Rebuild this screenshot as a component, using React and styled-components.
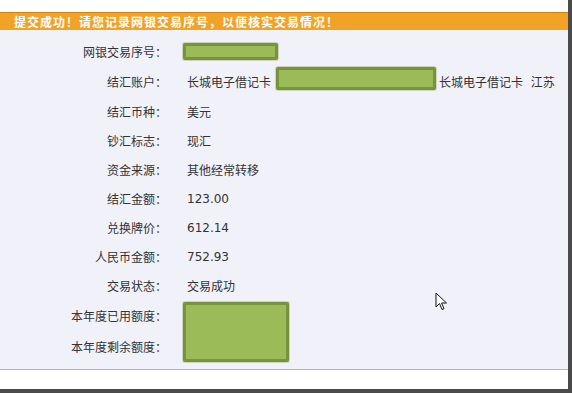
import styled, { createGlobalStyle } from 'styled-components';

const Global = createGlobalStyle`
  body {
    margin: 0;
    background: #fff;
    font-family: "DejaVu Sans", "Noto Sans CJK SC", sans-serif;
  }
`;

const rows = [
  { label: '网银交易序号：', box: { w: 95, h: 17, x: -4, y: 1 } },
  { label: '结汇账户：', value: '长城电子借记卡', box: { w: 160, h: 23, x: 5, y: -5 }, after: '长城电子借记卡  江苏' },
  { label: '结汇币种：', value: '美元' },
  { label: '钞汇标志：', value: '现汇' },
  { label: '资金来源：', value: '其他经常转移' },
  { label: '结汇金额：', value: '123.00' },
  { label: '兑换牌价：', value: '612.14' },
  { label: '人民币金额：', value: '752.93' },
  { label: '交易状态：', value: '交易成功' },
  { label: '本年度已用额度：' },
  { label: '本年度剩余额度：' },
];

const App = () => {
  return (
    <Frame>
      <Global />
      <Notice>提交成功！请您记录网银交易序号，以便核实交易情况！</Notice>
      <Panel>
        <Grid>
          {rows.map((r, i) => (
            <Row key={i}>
              <Label>{r.label}</Label>
              {i < 9 && (
                <Value>
                  {r.value && <span>{r.value}</span>}
                  {r.box && <Mask $w={r.box.w} $h={r.box.h} $x={r.box.x} $y={r.box.y} />}
                  {r.after && <After>{r.after}</After>}
                </Value>
              )}
            </Row>
          ))}
          <QuotaMask />
        </Grid>
        <Cursor width="13" height="20" viewBox="0 0 13 20">
          <path
            d="M1 1 L1 15 L4.5 11.5 L7 17.5 L9 16.6 L6.6 11 L11.5 11 Z"
            fill="#fff"
            stroke="#111"
            strokeWidth="1"
            strokeLinejoin="miter"
          />
        </Cursor>
      </Panel>
      <Footer />
    </Frame>
  );
};

export default App;

const Frame = styled.div`
  box-sizing: border-box;
  width: 572px;
  height: 393px;
  padding-top: 12px;
  border-right: 4px solid #4a4a4a;
  border-bottom: 4px solid #4a4a4a;
  display: flex;
  flex-direction: column;
`;

const Notice = styled.div`
  height: 17px;
  border-top: 1px solid #cf8511;
  background: #f2a227;
  color: #fff;
  font-family: "Noto Sans CJK SC", sans-serif;
  font-weight: bold;
  font-size: 12px;
  line-height: 17px;
  letter-spacing: 1px;
  padding-left: 14px;
`;

const Panel = styled.div`
  position: relative;
  background: #f1f1fa;
  border-bottom: 1px solid #b4b4b4;
  padding: 6px 0 7px;
`;

const Grid = styled.div`
  display: grid;
  grid-template-columns: 167px 1fr;
  grid-template-rows: 30px 30px 30px repeat(6, 29px) 31px 31px;
  column-gap: 20px;
`;

const Row = styled.div`
  display: contents;
`;

const Label = styled.div`
  grid-column: 1;
  text-align: right;
  align-self: center;
  font-family: "Noto Sans CJK SC", sans-serif;
  font-size: 12px;
  color: #333;
  white-space: nowrap;
`;

const Value = styled.div`
  grid-column: 2;
  display: flex;
  align-items: center;
  font-size: 12px;
  color: #333;
  white-space: pre;
  span {
    font-family: "DejaVu Sans", "Noto Sans CJK SC", sans-serif;
  }
`;

const Mask = styled.div`
  box-sizing: border-box;
  width: ${(p) => p.$w}px;
  height: ${(p) => p.$h}px;
  margin-left: ${(p) => p.$x}px;
  margin-top: ${(p) => p.$y}px;
  background: #9bbb59;
  border: 3px solid #77933c;
  border-radius: 2px;
  box-shadow: 0 0 0 1px rgba(119, 147, 60, 0.3);
`;

const After = styled.span`
  margin-left: 3px;
  font-family: "Noto Sans CJK SC", sans-serif;
`;

const QuotaMask = styled.div`
  grid-column: 2;
  grid-row: 10 / span 2;
  box-sizing: border-box;
  width: 106px;
  height: 60px;
  margin-top: 2px;
  margin-left: -4px;
  background: #9bbb59;
  border: 3px solid #77933c;
  border-radius: 2px;
  box-shadow: 0 0 0 1px rgba(119, 147, 60, 0.3);
`;

const Cursor = styled.svg`
  position: absolute;
  left: 435px;
  top: 262px;
`;

const Footer = styled.div`
  flex: 1;
  background: #fff;
`;
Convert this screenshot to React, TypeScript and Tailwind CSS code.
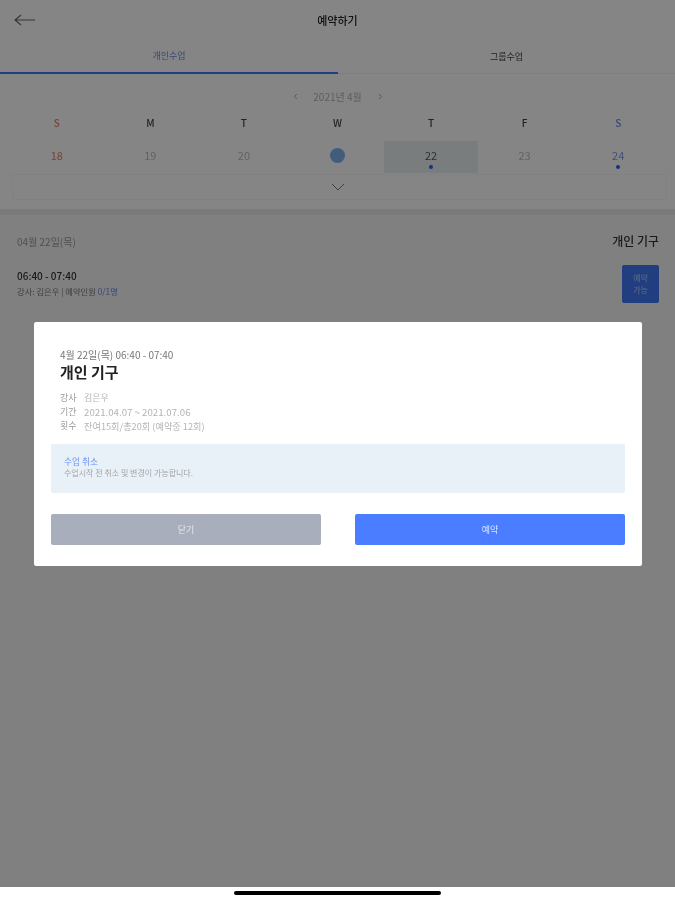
import { ChevronLeft, ChevronRight } from "lucide-react";

const days = [
  { w: "S", d: "18", wc: "text-[#e8806e]", dc: "text-[#e8806e]" },
  { w: "M", d: "19", wc: "text-[#444]", dc: "text-[#bbb]" },
  { w: "T", d: "20", wc: "text-[#444]", dc: "text-[#bbb]" },
  { w: "W", d: "", wc: "text-[#444]", dc: "" },
  { w: "T", d: "22", wc: "text-[#444]", dc: "text-[#555]", dot: true, selected: true },
  { w: "F", d: "23", wc: "text-[#444]", dc: "text-[#bbb]" },
  { w: "S", d: "24", wc: "text-[#6c88e6]", dc: "text-[#7d96ea]", dot: true },
];

const info = [
  { k: "강사", v: "김은우", size: "text-[9px]" },
  { k: "기간", v: "2021.04.07 ~ 2021.07.06", size: "text-[9.7px]" },
  { k: "횟수", v: "잔여15회/총20회 (예약중 12회)", size: "text-[9.2px]" },
];

function Page() {
  return (
    <div className="h-[887px] bg-[#f6f6f6]">
      <div className="bg-white">
        <div className="h-[40px] flex items-center justify-center relative">
          <svg className="absolute left-[14px] top-[13px]" width="22" height="14" viewBox="0 0 22 14" fill="none" stroke="#666" strokeWidth="1.1">
            <path d="M21 7H1M7 2L1 7l6 5" />
          </svg>
          <span className="text-[11px] font-medium text-[#222]">예약하기</span>
        </div>
        <div className="flex h-[34px]">
          <div className="w-[338px] flex items-center justify-center border-b-2 border-[#3f78f5] text-[9px] text-[#6c88e6]">
            개인수업
          </div>
          <div className="flex-1 flex items-center justify-center border-b border-[#f2f2f2] text-[9px] text-[#444]">
            그룹수업
          </div>
        </div>
        <div className="h-[22px] mt-[11px] flex items-center justify-center gap-[11px] text-[10px] text-[#b4b4b4]">
          <ChevronLeft size={9} className="text-[#888]" />
          <span className="w-[54px] text-center whitespace-nowrap">2021년 4월</span>
          <ChevronRight size={9} className="text-[#888]" />
        </div>
        <div className="grid grid-cols-7 px-[10px] mt-[4px]">
          {days.map((x, i) => (
            <div key={i} className={`h-[23px] flex items-center justify-center text-[10px] font-medium ${x.wc}`}>
              {x.w}
            </div>
          ))}
        </div>
        <div className="grid grid-cols-7 px-[10px] mt-[7px]">
          {days.map((x, i) => (
            <div
              key={i}
              className={`h-[32px] flex flex-col items-center pt-[7px] relative text-[11px] leading-[14px] ${x.dc} ${x.selected ? "bg-[#eaf0f2]" : ""}`}
            >
              {x.d === "" ? <span className="w-[15px] h-[15px] rounded-full bg-[#7fb0ee]" /> : x.d}
              {x.dot && <span className="absolute bottom-[4px] w-[4px] h-[4px] rounded-full bg-[#2d5ff0]" />}
            </div>
          ))}
        </div>
        <div className="ml-[12px] mr-[8px] mt-[1px] h-[26px] pr-[3px] border border-[#f7f7f7] flex items-center justify-center">
          <svg width="14" height="8" viewBox="0 0 14 8" fill="none" stroke="#777" strokeWidth="1">
            <path d="M1 1l6 6 6-6" />
          </svg>
        </div>
        <div className="h-[9px]" />
      </div>
      <div className="h-[6px] bg-[#eaeaea]" />
      <div className="bg-[#f6f6f6] pl-[17px] pr-[16px]">
        <div className="flex items-center justify-between pt-[17px]">
          <span className="text-[10px] text-[#999]">04월 22일(목)</span>
          <span className="text-[12px] font-medium text-[#333]">개인 기구</span>
        </div>
        <div className="flex items-start justify-between mt-[15px]">
          <div className="pt-[4px]">
            <div className="text-[10px] leading-[14px] font-medium text-[#333]">06:40 - 07:40</div>
            <div className="text-[8.3px] leading-[14px] mt-[1px] text-[#777]">
              강사: 김은우 | 예약인원 <span className="text-[#6c88e6]">0/1명</span>
            </div>
          </div>
          <div className="w-[37px] h-[38px] rounded-[2px] bg-[#3f78f5] text-[8px] leading-[12px] text-white/60 flex items-center justify-center text-center">
            예약
            <br />
            가능
          </div>
        </div>
      </div>
    </div>
  );
}

function Modal() {
  return (
    <div className="absolute inset-0 bg-black/48 pt-[322px] pl-[34px] pr-[33px]">
      <div className="h-[244px] rounded-[2px] bg-white pt-[26px] px-[17px]">
        <div className="px-[9px]">
          <div className="text-[10px] leading-[14px] text-[#777]">4월 22일(목) 06:40 - 07:40</div>
          <div className="text-[15px] leading-[20px] font-bold text-[#222]">개인 기구</div>
          <div className="mt-[9px]">
            {info.map((row) => (
              <div key={row.k} className={`flex gap-[8px] leading-[14px] text-[#b4b4b4] ${row.size}`}>
                <span className="w-[16px] shrink-0 whitespace-nowrap text-[9px] text-[#999]">{row.k}</span>
                <span>{row.v}</span>
              </div>
            ))}
          </div>
        </div>
        <div className="h-[49px] mt-[11px] rounded-[2px] bg-[#e8f0f8] px-[13px] pt-[12px]">
          <div className="text-[8.7px] leading-[11px] text-[#6b93ff]">수업 취소</div>
          <div className="text-[8px] leading-[11px] text-[#a4a4a4]">수업시작 전 취소 및 변경이 가능합니다.</div>
        </div>
        <div className="flex justify-between mt-[21px]">
          <button className="w-[270px] h-[31px] rounded-[2px] bg-[#a8aebb] text-[9px] text-white/70">닫기</button>
          <button className="w-[270px] h-[31px] rounded-[2px] bg-[#4a7dff] text-[9px] text-white/80">예약</button>
        </div>
      </div>
    </div>
  );
}

export default function App() {
  return (
    <div className="w-[675px] h-[900px] overflow-hidden bg-white blur-[0.7px] font-['Noto_Sans_CJK_KR','Liberation_Sans',sans-serif]">
      <div className="relative h-[887px]">
        <Page />
        <Modal />
      </div>
      <div className="h-[13px] flex justify-center pt-[4px]">
        <div className="w-[207px] h-[4px] rounded-full bg-black" />
      </div>
    </div>
  );
}
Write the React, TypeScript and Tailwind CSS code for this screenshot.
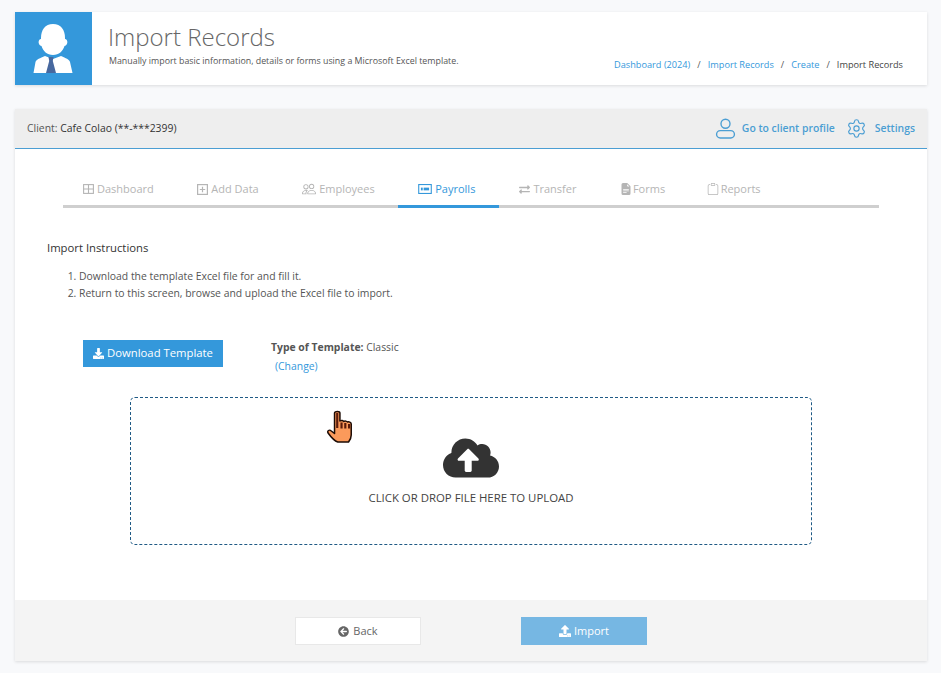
■ ■ ■ ■
Given problem: Which lines contain the word "this"? Copy each one.

Final result:
Rebuild this screenshot as a component, using React and styled-components.
Convert this screenshot to React, TypeScript and Tailwind CSS code.
Write the React, TypeScript and Tailwind CSS code for this screenshot.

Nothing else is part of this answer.